*SHORT TASK:* Look through the material and copy each line holding "page".

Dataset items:

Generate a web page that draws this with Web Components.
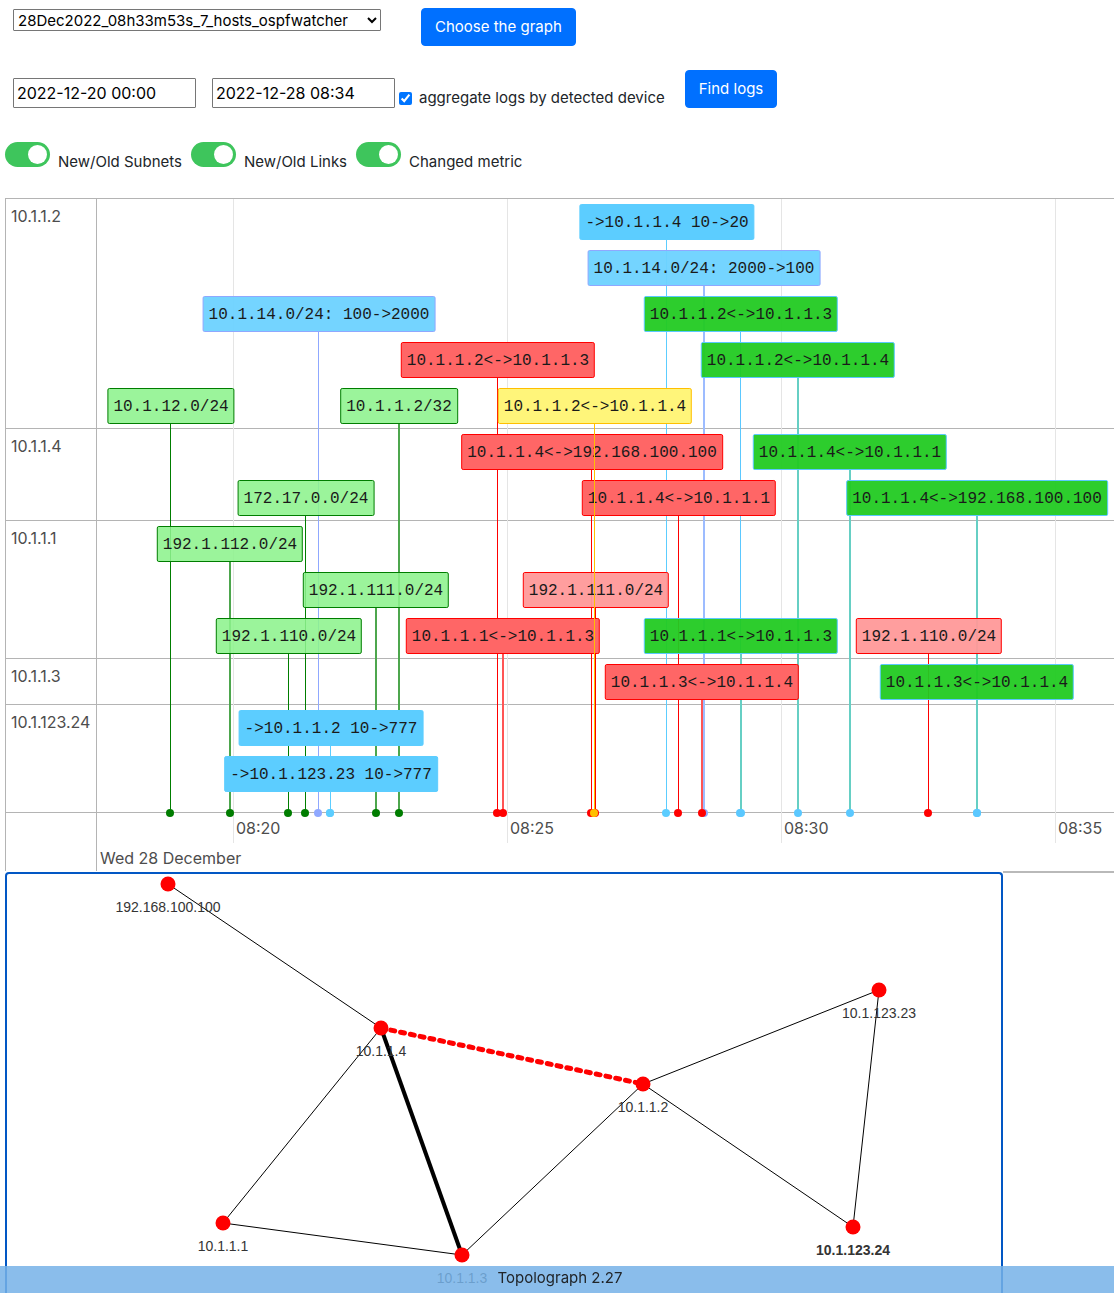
<!DOCTYPE html>
<html lang="en">
<head>
<meta charset="utf-8">
<title>Topolograph</title>
<style>
body{margin:0;height:100vh;display:flex;flex-direction:column;overflow:hidden;background:#fff;color:#212529;font:15px/24px Inter,"Liberation Sans",sans-serif}
</style>
</head>
<body>
<graph-picker></graph-picker>
<log-search></log-search>
<event-filters>
  <toggle-switch>New/Old Subnets</toggle-switch>
  <toggle-switch>New/Old Links</toggle-switch>
  <toggle-switch>Changed metric</toggle-switch>
</event-filters>
<event-timeline></event-timeline>
<network-map></network-map>
<page-footer>Topolograph 2.27</page-footer>

<script>
class Base extends HTMLElement {
  constructor(){ super(); this.attachShadow({mode:'open'}); }
  connectedCallback(){ this.shadowRoot.innerHTML = this.view(); }
}
const buttonCss = `button{font:inherit;color:#fff;background:#0070ff;border:1px solid #0070ff;border-radius:4px;padding:6px 13px;height:38px;white-space:nowrap}`;

customElements.define('graph-picker', class extends Base {
  view(){ return `<style>
    :host{display:flex;align-items:flex-start;gap:40px;padding:8px 13px 0}
    select{font:inherit;line-height:20px;width:368px;height:22px;margin-top:1px;padding:0;color:#000;background:#fff;border:1px solid #767676;border-radius:1px}
    ${buttonCss}</style>
    <select aria-label="Graph"><option>28Dec2022_08h33m53s_7_hosts_ospfwatcher</option></select>
    <button type="button">Choose the graph</button>`; }
});

customElements.define('log-search', class extends Base {
  view(){ return `<style>
    :host{display:flex;align-items:flex-end;padding:24px 13px 0}
    .date{box-sizing:border-box;font:inherit;font-size:16px;width:183px;height:30px;padding:1px 3px;border:1px solid #767676;border-radius:1px;color:#000}
    .date + .date{margin-left:16px}
    .check{display:flex;align-items:center;gap:7px;height:20px;margin-left:4px}
    .check input{width:13px;height:13px;margin:0}
    button{margin-left:20px}
    ${buttonCss}</style>
    <input class="date" type="text" aria-label="From" value="2022-12-20 00:00">
    <input class="date" type="text" aria-label="To" value="2022-12-28 08:34">
    <label class="check"><input type="checkbox" checked>aggregate logs by detected device</label>
    <button type="button">Find logs</button>`; }
});

customElements.define('event-filters', class extends Base {
  view(){ return `<style>:host{display:flex;gap:9px;padding:34px 5px 24px}</style><slot></slot>`; }
});

customElements.define('toggle-switch', class extends Base {
  view(){ return `<style>
    :host{display:block}
    label{display:flex;gap:8px;height:32px;align-items:flex-start}
    input{appearance:none;box-sizing:border-box;width:45px;height:25px;margin:0;padding:3px;border-radius:13px;background:#ccc;display:flex}
    input:checked{background:#3ec55c;justify-content:flex-end}
    input::before{content:"";width:19px;height:19px;border-radius:50%;background:#fff}
    span{margin-top:8px;white-space:nowrap}</style>
    <label><input type="checkbox" role="switch" checked><span><slot></slot></span></label>`; }
});

/* Each event: [lane within its group, x in the track, kind, text, stem style] */
const groups = [
  {name:'10.1.1.2', lanes:5, events:[
    [0,569,'metric','->10.1.1.4 10->20'],
    [1,607,'subnet','10.1.14.0/24: 2000->100','wide'],
    [2,221,'subnet','10.1.14.0/24: 100->2000'],
    [2,643,'up','10.1.1.2<->10.1.1.3'],
    [3,400,'down','10.1.1.2<->10.1.1.3'],
    [3,701,'up','10.1.1.2<->10.1.1.4','wide'],
    [4,73,'added','10.1.12.0/24'],
    [4,302,'added','10.1.1.2/32','wide'],
    [4,497,'picked','10.1.1.2<->10.1.1.4']]},
  {name:'10.1.1.4', lanes:2, events:[
    [0,494,'down','10.1.1.4<->192.168.100.100'],
    [0,753,'up','10.1.1.4<->10.1.1.1','wide'],
    [1,208,'added','172.17.0.0/24'],
    [1,581,'down','10.1.1.4<->10.1.1.1'],
    [1,880,'up','10.1.1.4<->192.168.100.100','wide']]},
  {name:'10.1.1.1', lanes:3, events:[
    [0,133,'added','192.1.112.0/24','wide'],
    [1,279,'added','192.1.111.0/24','wide'],
    [1,498,'removed','192.1.111.0/24'],
    [2,191,'added','192.1.110.0/24'],
    [2,406,'down','10.1.1.1<->10.1.1.3','wide'],
    [2,644,'up','10.1.1.1<->10.1.1.3','wide'],
    [2,831,'removed','192.1.110.0/24']]},
  {name:'10.1.1.3', lanes:1, events:[
    [0,605,'down','10.1.1.3<->10.1.1.4','wide'],
    [0,880,'up','10.1.1.3<->10.1.1.4','wide']]},
  {name:'10.1.123.24', lanes:2, events:[
    [0,233,'metric','->10.1.1.2 10->777'],
    [1,233,'metric','->10.1.123.23 10->777']]}
];
const ticks = [[136,'08:20'],[410,'08:25'],[684,'08:30'],[958,'08:35']];

customElements.define('timeline-event', class extends Base {
  view(){ return `<style>
    :host{position:absolute;z-index:1;transform:translateX(-50%);margin-left:1px;box-sizing:border-box;height:36px;padding:6px 5px 4px;border:1px solid;border-radius:2px;font:16px/24px "Liberation Mono",monospace;color:#1a1a1a;white-space:pre}
    :host([stem=wide]){margin-left:0}
    :host([kind=metric]){background:#5ccdff;border-color:#5ccdff}
    :host([kind=subnet]){background:#6dd2fff2;border-color:#8fa8ff}
    :host([kind=up]){background:#22ca22f2;border-color:#5bc8ff}
    :host([kind=down]){background:#ff6666;border-color:#ff0000}
    :host([kind=added]){background:#8df28de0;border-color:#007d00}
    :host([kind=removed]){background:#ff9999f2;border-color:#ff0000}
    :host([kind=picked]){background:#fff57a;border-color:#ffbf00;z-index:3}
    </style><slot></slot>`; }
});

customElements.define('timeline-group', class extends Base {
  view(){ return `<style>
    :host{display:flex;box-sizing:border-box;border-bottom:1px solid #b4b4b4;height:calc(var(--lanes)*46px)}
    :host(:last-of-type){height:calc(var(--lanes)*46px + 16px)}
    .name{box-sizing:border-box;width:91px;flex:none;padding:5px;border-right:1px solid #b4b4b4;color:#4d4d4d}
    .track{flex:1;position:relative}
    </style><div class="name">${this.getAttribute('name')}</div><div class="track"><slot></slot></div>`; }
});

customElements.define('event-timeline', class extends Base {
  view(){
    const esc = s => s.replace(/</g,'&lt;').replace(/>/g,'&gt;');
    let first = 0, stems = '', rows = '';
    for (const g of groups) {
      rows += `<timeline-group name="${g.name}" style="--lanes:${g.lanes}">`;
      for (const [lane,x,kind,text,stem] of g.events) {
        rows += `<timeline-event kind="${kind}" stem="${stem||'thin'}" style="left:${x}px;top:${lane*46+5}px">${esc(text)}</timeline-event>`;
        stems += `<i class="stem ${kind} ${stem||''}" style="left:${x}px;top:${(first+lane)*46+41}px"></i><i class="dot ${kind}" style="left:${x}px"></i>`;
      }
      first += g.lanes;
      rows += `</timeline-group>`;
    }
    return `<style>
    :host{display:block;flex:none;margin-left:5px;border:solid #b4b4b4;border-width:1px 0 0 1px;overflow:hidden;color:#4d4d4d;font-size:16px}
    .body{position:relative}
    .canvas{position:absolute;top:0;bottom:0;left:91px;right:0;pointer-events:none}
    .tick{position:absolute;top:0;bottom:-30px;border-left:1px solid #e5e5e5}
    .stem{position:absolute;bottom:0;width:1px;background:var(--c)}
    .dot{position:absolute;z-index:2;bottom:-4px;width:8px;height:8px;margin-left:-4px;border-radius:50%;background:var(--c)}
    .metric{--c:#5ccdff}.subnet{--c:#8fa8ff}.up{--c:#5bc8ff}.down,.removed{--c:#ff0000}.added{--c:#007d00}.picked{--c:#ffbf00}
    .stem.picked{z-index:2}
    .dot.picked{z-index:3}
    .wide{width:2px;margin-left:-1px}
    .wide.subnet{background:#9dbcff}.wide.up{background:#66cfc4}.wide.down{background:#ff5555}.wide.added{background:#4da64d}
    .axis{display:flex;height:58px}
    .corner{box-sizing:border-box;width:91px;flex:none;border-right:1px solid #b4b4b4}
    .scale{flex:1;min-width:0}
    .minor{position:relative;height:30px}
    .minor span{position:absolute;top:3px;padding-left:3px}
    .major{padding:3px;height:22px}
    </style>
    <div class="body"><div class="canvas">${ticks.map(t=>`<i class="tick" style="left:${t[0]}px"></i>`).join('')}${stems}</div>${rows}</div>
    <div class="axis"><div class="corner"></div><div class="scale">
      <div class="minor">${ticks.map(t=>`<span style="left:${t[0]}px">${t[1]}</span>`).join('')}</div>
      <div class="major">Wed 28 December</div></div></div>`;
  }
});

customElements.define('network-map', class extends Base {
  view(){
    const n = {a:[161,10,'192.168.100.100'],b:[374,154,'10.1.1.4'],c:[872,116,'10.1.123.23'],d:[636,210,'10.1.1.2'],
      e:[216,349,'10.1.1.1'],f:[455,381,'10.1.1.3'],g:[846,353,'10.1.123.24']};
    const links = [['a','b'],['b','e'],['e','f'],['f','d'],['d','c'],['d','g'],['c','g'],['b','f','main'],['b','d','lost']];
    return `<style>
    :host{display:flex;flex:1;min-height:0;margin-left:5px;border-top:2px solid #b9b9b9}
    .frame{width:90%;margin-top:-2px;padding-top:1px;background:#fff;display:flex}
    .map{flex:1;border:solid #0257c4;border-width:2px 2px 0;border-radius:4px 4px 0 0}
    svg{display:block;width:100%;height:100%}
    line{stroke:#000;stroke-width:1}
    .main{stroke-width:4}
    .lost{stroke:#f00;stroke-width:5;stroke-linecap:round;stroke-dasharray:4 6}
    circle{fill:#f00}
    text{font:14px Arial,"Liberation Sans",sans-serif;fill:#343434;text-anchor:middle}
    .bold{font-weight:bold}
    </style><div class="frame"><div class="map"><svg role="img" aria-label="Network topology">
    ${links.map(([p,q,k])=>`<line class="${k||''}" x1="${n[p][0]}" y1="${n[p][1]}" x2="${n[q][0]}" y2="${n[q][1]}"/>`).join('')}
    ${Object.entries(n).map(([k,[x,y,t]])=>`<circle cx="${x}" cy="${y}" r="7.5"/><text class="${k==='g'?'bold':''}" x="${x}" y="${y+28}">${t}</text>`).join('')}
    </svg></div></div>`;
  }
});

customElements.define('page-footer', class extends Base {
  view(){ return `<style>:host{position:fixed;z-index:5;left:0;right:0;bottom:0;height:27px;padding-left:6px;text-align:center;background:rgba(117,178,231,.85)}</style><slot></slot>`; }
});
</script>
</body>
</html>
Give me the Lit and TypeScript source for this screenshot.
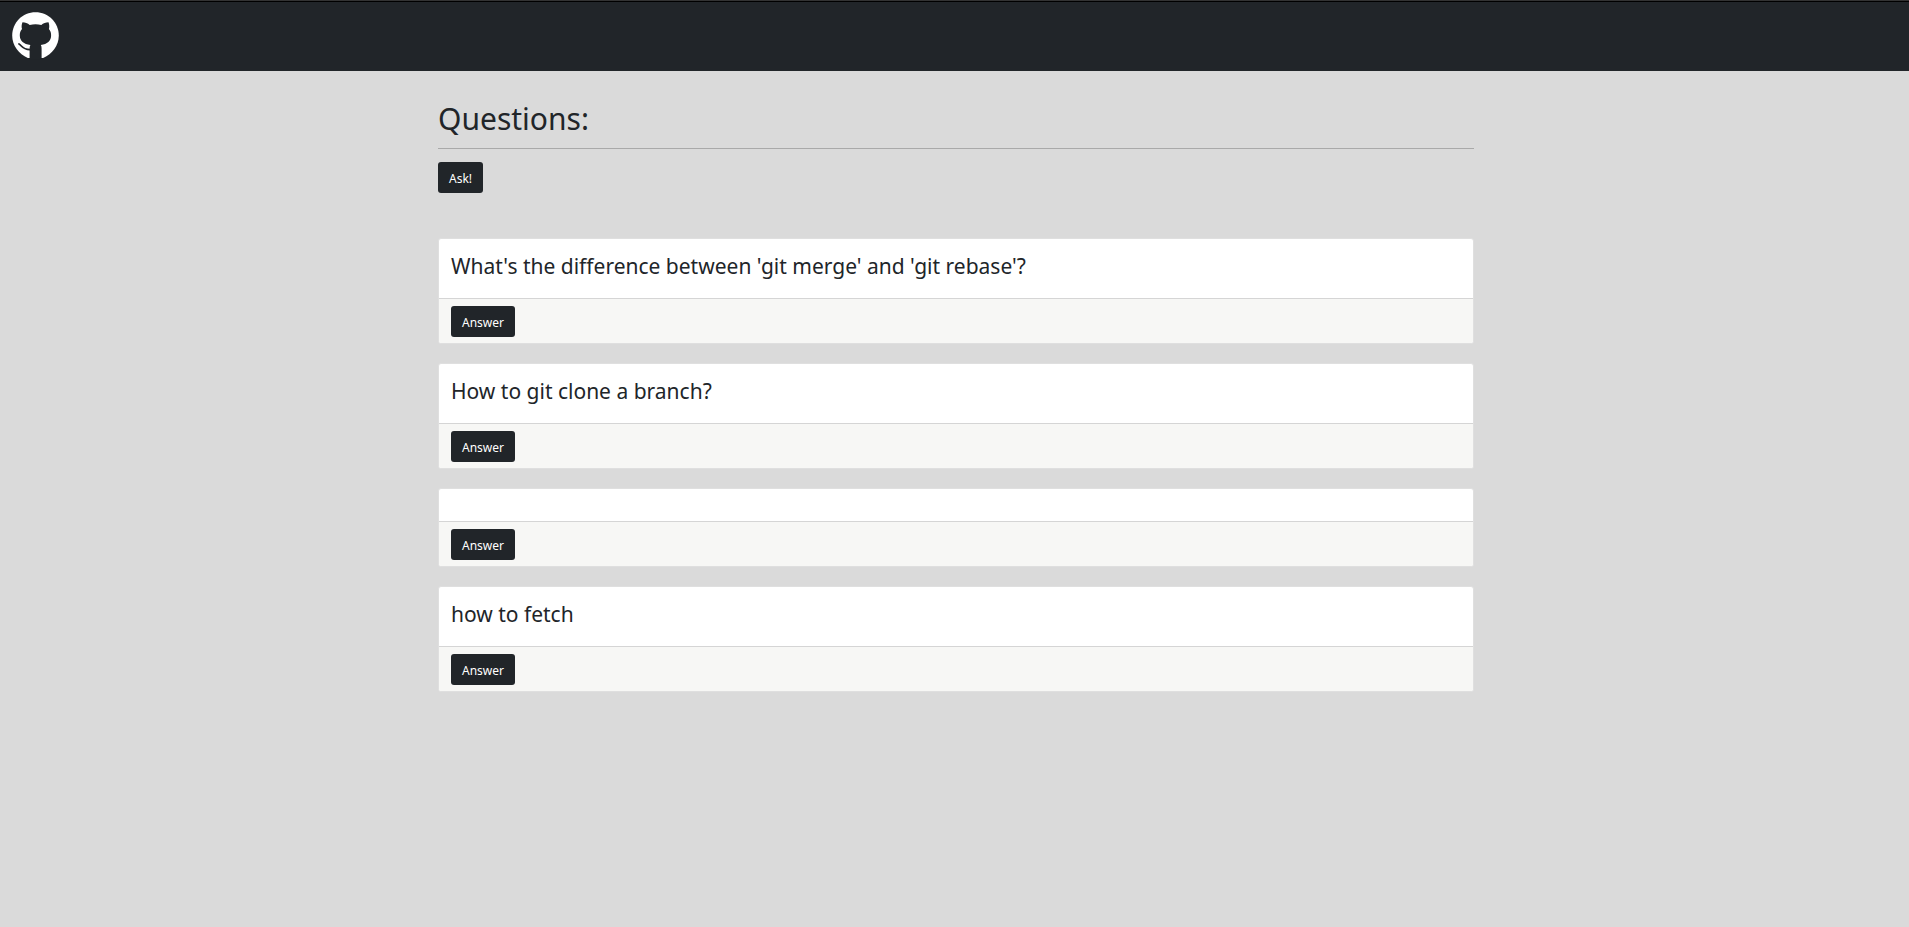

*TASK SOLUTION:*
Generate a web page that draws this with Web Components.
<page-footer>Topolograph 2.27</page-footer>
customElements.define('page-footer', class extends Base {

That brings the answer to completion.